As president of Mattachine, Kameny requested that a representative of the organization be permitted to testify at any hearings held on the bill. In response, the committee invited Kameny himself to speak.
This was a first. While gay people had been spoken about at congressional hearings—most notably in a series of 1950 hearings about homosexual employees in the Federal government—no openly gay person had ever testified before an official body of Congress.
On August 8 and 9, 1963, Kameny appeared before Subcommittee No. 4 of the House Committee on the District of Columbia. In both his prepared statement and his exchanges with committee members, Kameny emphasized that Mattachine was a legitimate civil rights organization, not a social organization or “agency for personal introductions.”
Discussion during the hearings ranged across many topics, including the nature-versus-nurture debate, gay marriage, Biblical teachings, criminal statutes, gay people in the federal government, and Mattachine’s structure, goals, and activities.
“Our primary effort, thus far,” Kameny stated, “has been an attempt, by lawful means, to alter present discriminatory policy against the homosexual minority—a minority perhaps almost as large as the Negro minority.”
Quoting Mattachine’s constitution, he summed up the organization’s overarching goal: “To secure for the homosexual the right, as a human being, to develop and achieve his full potential and dignity; and the right, as a citizen, to make his maximum contribution to the society in which he lives.”

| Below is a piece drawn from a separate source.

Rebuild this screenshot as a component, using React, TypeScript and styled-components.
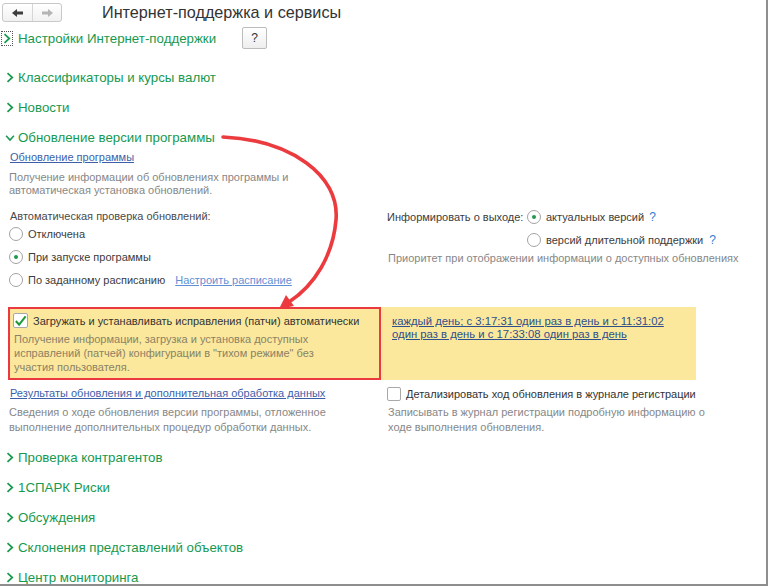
import styled, { createGlobalStyle } from "styled-components";

const GlobalStyle = createGlobalStyle`
  html, body {
    margin: 0;
    padding: 0;
    background: #ffffff;
  }
  body {
    font-family: "Liberation Sans", Arial, sans-serif;
    color: #333333;
  }
  * {
    box-sizing: border-box;
  }
`;

const GREEN = "#17994f";

function ChevronRight() {
  return (
    <svg width="8" height="11" viewBox="0 0 8 11">
      <path d="M1.5 1.2 L6.3 5.5 L1.5 9.8" fill="none" stroke={GREEN} strokeWidth="1.7" />
    </svg>
  );
}

function ChevronDown() {
  return (
    <svg width="11" height="8" viewBox="0 0 11 8">
      <path d="M1.2 1.5 L5.5 6.3 L9.8 1.5" fill="none" stroke={GREEN} strokeWidth="1.7" />
    </svg>
  );
}

function ArrowIcon({ dir, color }: { dir: "left" | "right"; color: string }) {
  const d =
    dir === "left"
      ? "M1 5 L6 1 L6 3.5 L12 3.5 L12 6.5 L6 6.5 L6 9 Z"
      : "M12 5 L7 1 L7 3.5 L1 3.5 L1 6.5 L7 6.5 L7 9 Z";
  return (
    <svg width="13" height="10" viewBox="0 0 13 10">
      <path d={d} fill={color} />
    </svg>
  );
}

function Check() {
  return (
    <svg width="14" height="12" viewBox="0 0 14 12">
      <path d="M2 6 L5.5 10 L12.5 1" fill="none" stroke="#1f9a3c" strokeWidth="2.2" />
    </svg>
  );
}

export default function App() {
  return (
    <>
      <GlobalStyle />
      <Page>
        <Header>
          <NavGroup>
            <NavButton>
              <ArrowIcon dir="left" color="#3d3d3d" />
            </NavButton>
            <NavButton $divider>
              <ArrowIcon dir="right" color="#b4b4b4" />
            </NavButton>
          </NavGroup>
          <Title>Интернет-поддержка и сервисы</Title>
        </Header>

        <FirstSection>
          <Chevron $focused>
            <ChevronRight />
          </Chevron>
          <SectionTitle>Настройки Интернет-поддержки</SectionTitle>
          <HelpButton>?</HelpButton>
        </FirstSection>

        <Section>
          <Chevron>
            <ChevronRight />
          </Chevron>
          <SectionTitle>Классификаторы и курсы валют</SectionTitle>
        </Section>
        <Section>
          <Chevron>
            <ChevronRight />
          </Chevron>
          <SectionTitle>Новости</SectionTitle>
        </Section>
        <Section $open>
          <Chevron>
            <ChevronDown />
          </Chevron>
          <SectionTitle>Обновление версии программы</SectionTitle>
        </Section>

        <Content>
          <Link>Обновление программы</Link>
          <Note $top={7}>
            Получение информации об обновлениях программы и
            <br />
            автоматическая установка обновлений.
          </Note>

          <Columns>
            <Column>
              <Label>Автоматическая проверка обновлений:</Label>
              <RadioRow>
                <Radio />
                <OptionText>Отключена</OptionText>
              </RadioRow>
              <RadioRow>
                <Radio $checked />
                <OptionText>При запуске программы</OptionText>
              </RadioRow>
              <RadioRow>
                <Radio />
                <OptionText>По заданному расписанию</OptionText>
                <Link $light $left={10}>
                  Настроить расписание
                </Link>
              </RadioRow>
            </Column>
            <Column>
              <InlineRow>
                <FieldLabel>Информировать о выходе:</FieldLabel>
                <Radio $checked />
                <OptionText>актуальных версий</OptionText>
                <Hint>?</Hint>
              </InlineRow>
              <InlineRow $indent={140} $height={22} $top={6}>
                <Radio />
                <OptionText>версий длительной поддержки</OptionText>
                <Hint $gap={6}>?</Hint>
              </InlineRow>
              <Note $top={0} $loose>
                Приоритет при отображении информации о доступных обновлениях
              </Note>
            </Column>
          </Columns>

          <Highlight>
            <Marked>
              <CheckRow>
                <CheckBox>
                  <Check />
                </CheckBox>
                <CheckText>Загружать и устанавливать исправления (патчи) автоматически</CheckText>
              </CheckRow>
              <Note $top={4} $tint>
                Получение информации, загрузка и установка доступных
                <br />
                исправлений (патчей) конфигурации в "тихом режиме" без
                <br />
                участия пользователя.
              </Note>
            </Marked>
            <ScheduleCell>
              <Link $dark $tight>
                каждый день; с 3:17:31 один раз в день и с 11:31:02
                <br />
                один раз в день и с 17:33:08 один раз в день
              </Link>
            </ScheduleCell>
          </Highlight>

          <Columns $top={6}>
            <Column>
              <Link>Результаты обновления и дополнительная обработка данных</Link>
              <Note $top={5} $loose>
                Сведения о ходе обновления версии программы, отложенное
                <br />
                выполнение дополнительных процедур обработки данных.
              </Note>
            </Column>
            <Column>
              <CheckRow>
                <CheckBox $small />
                <CheckText>Детализировать ход обновления в журнале регистрации</CheckText>
              </CheckRow>
              <Note $top={4} $loose>
                Записывать в журнал регистрации подробную информацию о
                <br />
                ходе выполнения обновления.
              </Note>
            </Column>
          </Columns>
        </Content>

        <Section $first>
          <Chevron>
            <ChevronRight />
          </Chevron>
          <SectionTitle>Проверка контрагентов</SectionTitle>
        </Section>
        <Section>
          <Chevron>
            <ChevronRight />
          </Chevron>
          <SectionTitle>1СПАРК Риски</SectionTitle>
        </Section>
        <Section>
          <Chevron>
            <ChevronRight />
          </Chevron>
          <SectionTitle>Обсуждения</SectionTitle>
        </Section>
        <Section>
          <Chevron>
            <ChevronRight />
          </Chevron>
          <SectionTitle>Склонения представлений объектов</SectionTitle>
        </Section>
        <Section>
          <Chevron>
            <ChevronRight />
          </Chevron>
          <SectionTitle>Центр мониторинга</SectionTitle>
        </Section>

        <Annotation width="768" height="586" viewBox="0 0 768 586">
          <path
            d="M223 137 C 290 140 340 175 336 220 C 333 255 315 285 289 302"
            fill="none"
            stroke="#ec3b3f"
            strokeWidth="3.6"
            strokeLinecap="round"
          />
          <path d="M279 309 L286 295 L294 306 Z" fill="#ec3b3f" />
        </Annotation>
      </Page>
    </>
  );
}

const Page = styled.div`
  position: relative;
  width: 768px;
  height: 586px;
  border-right: 2px solid #8e8e8e;
  border-bottom: 2px solid #8e8e8e;
  overflow: hidden;
  background: #ffffff;
`;

const Header = styled.div`
  display: flex;
  align-items: center;
  height: 23px;
  padding-left: 2px;
`;

const NavGroup = styled.div`
  display: flex;
  margin-top: 2px;
  height: 19px;
  border: 1px solid #c9c9c9;
  border-radius: 3px;
  background: linear-gradient(#ffffff, #f1f1f1);
`;

const NavButton = styled.div<{ $divider?: boolean }>`
  width: 29px;
  display: flex;
  align-items: center;
  justify-content: center;
  border-left: ${(p) => (p.$divider ? "1px solid #d6d6d6" : "none")};
`;

const Title = styled.div`
  margin-left: 40px;
  margin-top: 1px;
  font-size: 16.2px;
  color: #333333;
  line-height: 23px;
`;

const Section = styled.div<{ $open?: boolean; $first?: boolean }>`
  display: flex;
  align-items: center;
  height: ${(p) => (p.$open ? "28px" : "30px")};
  padding-left: 4px;
  padding-top: ${(p) => (p.$open ? "3px" : "0")};
  margin-top: ${(p) => (p.$first ? "8px" : "0")};
`;

const FirstSection = styled(Section)`
  margin-bottom: 9px;
  padding-left: 1px;
`;

const Chevron = styled.div<{ $focused?: boolean }>`
  width: 12px;
  height: 15px;
  display: flex;
  align-items: center;
  justify-content: center;
  margin-right: ${(p) => (p.$focused ? "5px" : "2px")};
  border: 1px ${(p) => (p.$focused ? "dotted #555555" : "solid transparent")};
`;

const SectionTitle = styled.div`
  font-size: 13.3px;
  color: ${GREEN};
`;

const HelpButton = styled.div`
  margin-left: 26px;
  width: 25px;
  height: 22px;
  border: 1px solid #bcbcbc;
  border-radius: 2px;
  background: linear-gradient(#ffffff, #eeeeee);
  display: flex;
  align-items: center;
  justify-content: center;
  font-size: 12px;
  color: #333333;
`;

const Content = styled.div`
  padding-left: 8px;
  font-size: 11px;
`;

const Link = styled.div<{ $light?: boolean; $dark?: boolean; $left?: number; $tight?: boolean }>`
  display: inline-block;
  margin-left: ${(p) => p.$left ?? 2}px;
  font-size: ${(p) => (p.$dark ? "11.3px" : "11px")};
  line-height: ${(p) => (p.$tight ? "13px" : "14px")};
  text-decoration: underline;
  color: ${(p) => (p.$light ? "#5f90d4" : p.$dark ? "#2f4f8c" : "#3d5fa9")};
`;

const Note = styled.div<{ $top: number; $tint?: boolean; $loose?: boolean }>`
  margin-top: ${(p) => p.$top}px;
  margin-left: 1px;
  font-size: 11px;
  line-height: ${(p) => (p.$loose ? "14.5px" : p.$tint ? "14px" : "13px")};
  color: ${(p) => (p.$tint ? "#8a8265" : "#878787")};
`;

const Columns = styled.div<{ $top?: number }>`
  display: grid;
  grid-template-columns: 373px 1fr;
  column-gap: 6px;
  margin-top: ${(p) => p.$top ?? 14}px;
`;

const Column = styled.div`
  display: flex;
  flex-direction: column;
`;

const Label = styled.div`
  margin-left: 2px;
  line-height: 11px;
  color: #4a4a4a;
`;

const RadioRow = styled.div`
  display: flex;
  align-items: center;
  height: 23px;
  margin-left: 1px;
`;

const Radio = styled.span<{ $checked?: boolean }>`
  position: relative;
  width: 14px;
  height: 14px;
  border: 1px solid #a3a3a3;
  border-radius: 50%;
  background: #ffffff;
  flex-shrink: 0;

  &::after {
    content: "";
    display: ${(p) => (p.$checked ? "block" : "none")};
    position: absolute;
    left: 4px;
    top: 4px;
    width: 4px;
    height: 4px;
    border-radius: 50%;
    background: #1f9a4a;
  }
`;

const OptionText = styled.span`
  margin-left: 5px;
  color: #3c3c3c;
  white-space: nowrap;
`;

const InlineRow = styled.div<{ $indent?: number; $height?: number; $top?: number }>`
  display: flex;
  align-items: center;
  height: ${(p) => p.$height ?? 12}px;
  margin-top: ${(p) => p.$top ?? 0}px;
  padding-left: ${(p) => p.$indent ?? 0}px;
`;

const FieldLabel = styled.span`
  width: 140px;
  color: #3c3c3c;
  white-space: nowrap;
`;

const Hint = styled.span<{ $gap?: number }>`
  margin-left: ${(p) => p.$gap ?? 5}px;
  color: #2f7fcf;
  font-size: 12px;
`;

const Highlight = styled.div`
  display: grid;
  grid-template-columns: 373px 1fr;
  column-gap: 6px;
  width: 688px;
  margin-top: 16px;
  background: #fbe89d;
`;

const Marked = styled.div`
  border: 2px solid #ea3a3f;
  height: 73px;
  padding: 4px 3px 0;
`;

const ScheduleCell = styled.div`
  padding: 8px 0 0 3px;
`;

const CheckRow = styled.div`
  display: flex;
  align-items: center;
  height: 15px;
`;

const CheckBox = styled.span<{ $small?: boolean }>`
  width: ${(p) => (p.$small ? "14px" : "15px")};
  height: ${(p) => (p.$small ? "14px" : "15px")};
  border: 1px solid #a8a8a8;
  border-radius: 2px;
  background: #ffffff;
  display: flex;
  align-items: center;
  justify-content: center;
  flex-shrink: 0;
`;

const CheckText = styled.span`
  margin-left: 5px;
  color: #333333;
  white-space: nowrap;
`;

const Annotation = styled.svg`
  position: absolute;
  left: 0;
  top: 0;
  pointer-events: none;
`;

Kameny kept his cool throughout the hearings. At one point, Congressman Dowdy contrasted the state of affairs in Washington unfavorably with the way his home state of Texas handled the issue of homosexuality. There, he said, one did not go “bragging” about such things. Kameny’s response: “This is a matter on which one doesn’t brag but one doesn’t have to be ashamed of something for which there is no reason to be ashamed.”
Much discussion during the second day of hearings centered on the use of pseudonyms by some Mattachine members. This practice shielded members from harassment and discrimination, real concerns at a time when gay people were routinely fired if their sexuality became known. But some congressmen suggested that the use of “fictitious names” constituted fraud.
This revelation about the use of pseudonyms prompted the D.C. Board of Commissioners to schedule a hearing to consider revoking Mattachine’s license on account of the “false information” in its application. Before that hearing could took place, however, Mattachine chose to relinquish its permit voluntarily: According to city regulations, any organization that raised no more than $1,500 per year was eligible for a permit exemption, and Mattachine had raised less than that amount.
With this development, the impetus behind H.R. 5990 was gone. Moreover, the D.C. Commissioners themselves objected to the bill, as did a minority of House committee members, who questioned its wisdom, practicality, and constitutionality.
This telegram sent to the House Committee on the District of Columbia summarizes the major objections to the bill.
In the end, an amended version of H.R. 5990 passed in the House. The Senate took no action on the bill, and it expired at the end of the term.
Kameny’s testimony before the House committee was hardly his last act of courageous trailblazing. As a leader of Mattachine, Kameny went on to become a chief organizer of the first gay rights demonstrations in the nation’s capital. In 1965, he led protests at the White House, the Pentagon, and the Civil Service Commission.
To remind the country that gay Americans lacked basic civil rights, Kameny and Mattachine joined with other gay rights organizations for “annual reminder” protests at Independence Hall in Philadelphia each Fourth of July from 1965 to 1969.
Two years later, Kameny ran to become D.C.’s delegate to Congress. He lost the election, but his attempt marked the first time an openly gay candidate had run for the U.S. Congress.
Kameny died on National Coming Out Day in 2011. Late in life, he said that he wanted to be remembered for coining the slogan “Gay is Good.” As his 1963 congressional testimony suggests, this phrase is a fitting epitaph. Throughout all his exchanges with sometimes testy congressmen, Kameny advocated self-acceptance and refused shame.